(Web page code records)
|---|
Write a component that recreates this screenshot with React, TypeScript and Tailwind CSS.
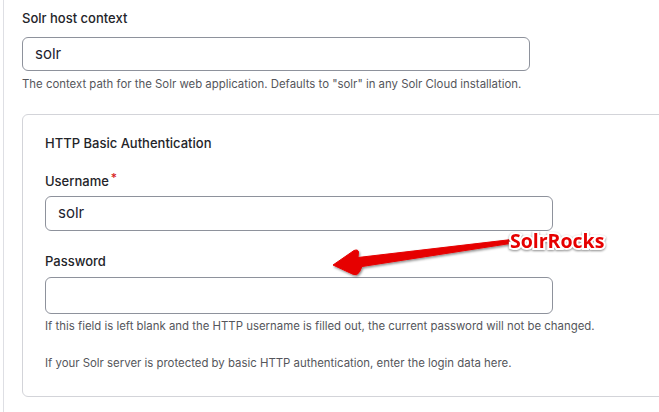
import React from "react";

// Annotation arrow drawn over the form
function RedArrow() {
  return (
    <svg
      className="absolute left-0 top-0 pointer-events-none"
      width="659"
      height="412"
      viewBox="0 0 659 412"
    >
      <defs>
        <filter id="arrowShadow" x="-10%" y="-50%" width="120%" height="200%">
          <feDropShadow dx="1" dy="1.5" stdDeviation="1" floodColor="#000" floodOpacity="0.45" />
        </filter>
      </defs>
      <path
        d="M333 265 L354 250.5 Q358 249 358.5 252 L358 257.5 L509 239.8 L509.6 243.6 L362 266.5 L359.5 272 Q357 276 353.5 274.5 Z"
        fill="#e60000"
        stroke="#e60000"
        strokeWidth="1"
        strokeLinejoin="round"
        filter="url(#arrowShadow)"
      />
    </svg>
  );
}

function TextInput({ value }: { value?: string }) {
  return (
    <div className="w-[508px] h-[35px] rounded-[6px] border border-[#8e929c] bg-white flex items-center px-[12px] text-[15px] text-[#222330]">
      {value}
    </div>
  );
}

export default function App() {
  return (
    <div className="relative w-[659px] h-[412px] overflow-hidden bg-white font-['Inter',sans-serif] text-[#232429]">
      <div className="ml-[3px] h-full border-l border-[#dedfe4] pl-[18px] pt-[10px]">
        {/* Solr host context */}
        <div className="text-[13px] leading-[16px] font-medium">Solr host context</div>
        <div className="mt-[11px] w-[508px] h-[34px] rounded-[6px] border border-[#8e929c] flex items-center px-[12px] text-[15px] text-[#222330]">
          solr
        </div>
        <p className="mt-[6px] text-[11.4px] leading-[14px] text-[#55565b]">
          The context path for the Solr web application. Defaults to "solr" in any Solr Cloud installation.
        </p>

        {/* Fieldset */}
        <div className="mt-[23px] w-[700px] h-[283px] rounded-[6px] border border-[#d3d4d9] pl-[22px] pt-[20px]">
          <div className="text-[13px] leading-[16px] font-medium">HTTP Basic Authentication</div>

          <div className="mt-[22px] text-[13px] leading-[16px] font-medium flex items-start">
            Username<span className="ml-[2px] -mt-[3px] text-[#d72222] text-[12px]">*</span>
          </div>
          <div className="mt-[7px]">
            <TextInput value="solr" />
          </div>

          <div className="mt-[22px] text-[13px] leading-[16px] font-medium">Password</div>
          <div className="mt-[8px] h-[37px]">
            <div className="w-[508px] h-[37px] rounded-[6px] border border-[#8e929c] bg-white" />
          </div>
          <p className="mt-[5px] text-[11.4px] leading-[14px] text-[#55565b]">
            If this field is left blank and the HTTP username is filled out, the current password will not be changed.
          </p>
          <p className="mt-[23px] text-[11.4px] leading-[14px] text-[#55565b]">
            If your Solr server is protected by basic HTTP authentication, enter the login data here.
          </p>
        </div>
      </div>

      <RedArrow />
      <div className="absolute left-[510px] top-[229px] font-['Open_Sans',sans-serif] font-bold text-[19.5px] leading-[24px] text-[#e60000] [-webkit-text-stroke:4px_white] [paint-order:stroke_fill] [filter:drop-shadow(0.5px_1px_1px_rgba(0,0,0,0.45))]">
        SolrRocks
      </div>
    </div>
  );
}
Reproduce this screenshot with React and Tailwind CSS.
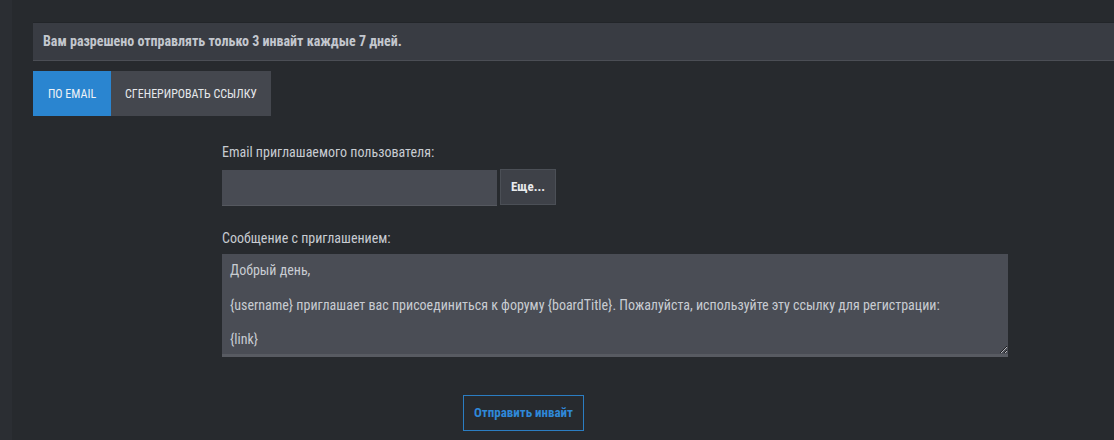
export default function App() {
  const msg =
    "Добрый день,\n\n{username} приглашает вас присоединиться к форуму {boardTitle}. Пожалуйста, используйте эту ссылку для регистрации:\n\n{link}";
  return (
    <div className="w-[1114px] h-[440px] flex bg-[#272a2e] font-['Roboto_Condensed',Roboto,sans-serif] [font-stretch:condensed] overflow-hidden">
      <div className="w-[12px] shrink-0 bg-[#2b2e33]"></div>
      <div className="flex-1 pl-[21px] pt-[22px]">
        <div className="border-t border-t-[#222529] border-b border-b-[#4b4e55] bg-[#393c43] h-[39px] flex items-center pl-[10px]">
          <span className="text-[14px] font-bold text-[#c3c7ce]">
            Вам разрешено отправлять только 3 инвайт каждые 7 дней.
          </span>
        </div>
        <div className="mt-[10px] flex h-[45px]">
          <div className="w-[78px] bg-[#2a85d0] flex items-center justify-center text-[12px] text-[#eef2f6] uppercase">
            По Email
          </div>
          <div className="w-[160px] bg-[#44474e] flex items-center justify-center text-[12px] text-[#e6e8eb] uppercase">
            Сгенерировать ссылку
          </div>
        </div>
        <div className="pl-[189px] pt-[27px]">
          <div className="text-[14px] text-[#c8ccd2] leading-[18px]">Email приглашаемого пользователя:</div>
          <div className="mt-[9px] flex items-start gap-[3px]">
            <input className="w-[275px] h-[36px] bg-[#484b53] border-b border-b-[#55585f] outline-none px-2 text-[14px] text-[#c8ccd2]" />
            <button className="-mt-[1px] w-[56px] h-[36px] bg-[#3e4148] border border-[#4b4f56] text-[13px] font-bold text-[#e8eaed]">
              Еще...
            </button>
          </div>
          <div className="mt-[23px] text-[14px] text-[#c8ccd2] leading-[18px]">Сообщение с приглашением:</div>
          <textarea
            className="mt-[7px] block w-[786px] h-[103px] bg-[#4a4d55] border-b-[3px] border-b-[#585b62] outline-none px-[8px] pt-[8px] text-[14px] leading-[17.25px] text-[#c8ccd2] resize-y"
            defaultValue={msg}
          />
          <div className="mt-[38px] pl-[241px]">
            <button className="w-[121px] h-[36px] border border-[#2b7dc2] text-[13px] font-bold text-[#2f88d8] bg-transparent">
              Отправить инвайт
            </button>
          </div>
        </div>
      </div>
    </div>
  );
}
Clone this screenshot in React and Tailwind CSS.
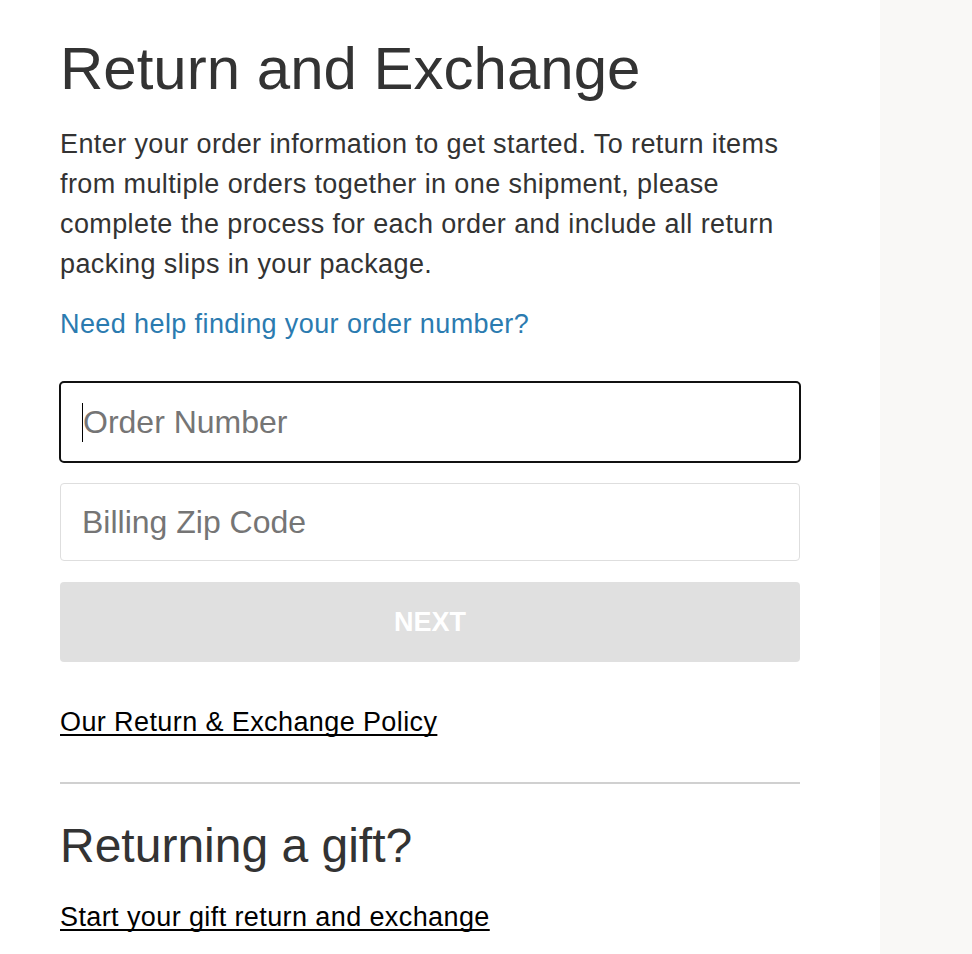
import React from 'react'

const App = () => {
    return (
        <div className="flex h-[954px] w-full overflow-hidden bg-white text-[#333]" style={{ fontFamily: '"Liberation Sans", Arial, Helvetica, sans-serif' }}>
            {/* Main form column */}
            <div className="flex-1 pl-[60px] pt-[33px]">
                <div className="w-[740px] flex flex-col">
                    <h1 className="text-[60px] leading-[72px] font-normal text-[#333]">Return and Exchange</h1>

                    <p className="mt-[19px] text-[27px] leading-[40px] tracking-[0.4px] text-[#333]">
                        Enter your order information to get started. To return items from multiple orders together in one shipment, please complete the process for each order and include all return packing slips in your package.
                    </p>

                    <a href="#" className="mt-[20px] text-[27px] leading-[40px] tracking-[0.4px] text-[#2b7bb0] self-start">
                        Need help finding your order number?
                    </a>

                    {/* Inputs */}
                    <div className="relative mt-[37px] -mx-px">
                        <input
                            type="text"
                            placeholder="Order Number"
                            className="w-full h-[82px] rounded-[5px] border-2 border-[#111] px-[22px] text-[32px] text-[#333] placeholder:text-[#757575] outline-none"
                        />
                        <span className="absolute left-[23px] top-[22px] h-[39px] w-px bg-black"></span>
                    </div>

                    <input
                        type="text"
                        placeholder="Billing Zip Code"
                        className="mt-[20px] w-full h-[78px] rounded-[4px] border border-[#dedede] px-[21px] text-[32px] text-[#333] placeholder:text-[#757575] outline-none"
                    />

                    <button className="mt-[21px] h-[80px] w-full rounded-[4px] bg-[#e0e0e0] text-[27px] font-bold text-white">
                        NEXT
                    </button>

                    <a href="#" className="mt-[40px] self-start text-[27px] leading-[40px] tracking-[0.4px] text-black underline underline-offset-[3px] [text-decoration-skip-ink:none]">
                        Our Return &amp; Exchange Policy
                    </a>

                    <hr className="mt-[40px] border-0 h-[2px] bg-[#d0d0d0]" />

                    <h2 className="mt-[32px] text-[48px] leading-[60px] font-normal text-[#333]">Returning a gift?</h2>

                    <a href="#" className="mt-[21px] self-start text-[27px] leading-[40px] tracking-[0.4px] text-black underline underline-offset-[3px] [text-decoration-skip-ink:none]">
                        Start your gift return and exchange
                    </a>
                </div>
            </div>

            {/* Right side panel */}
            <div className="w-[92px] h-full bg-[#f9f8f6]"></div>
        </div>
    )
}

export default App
|---|
What you are asked to do ->
Above are the records. Copy word for word only their lines from the one holding "Clone this screenshot" through the one holding "import React from 'react'", both included, and skip the images.

Written answer ->
Clone this screenshot in React and Tailwind CSS.
import React from 'react'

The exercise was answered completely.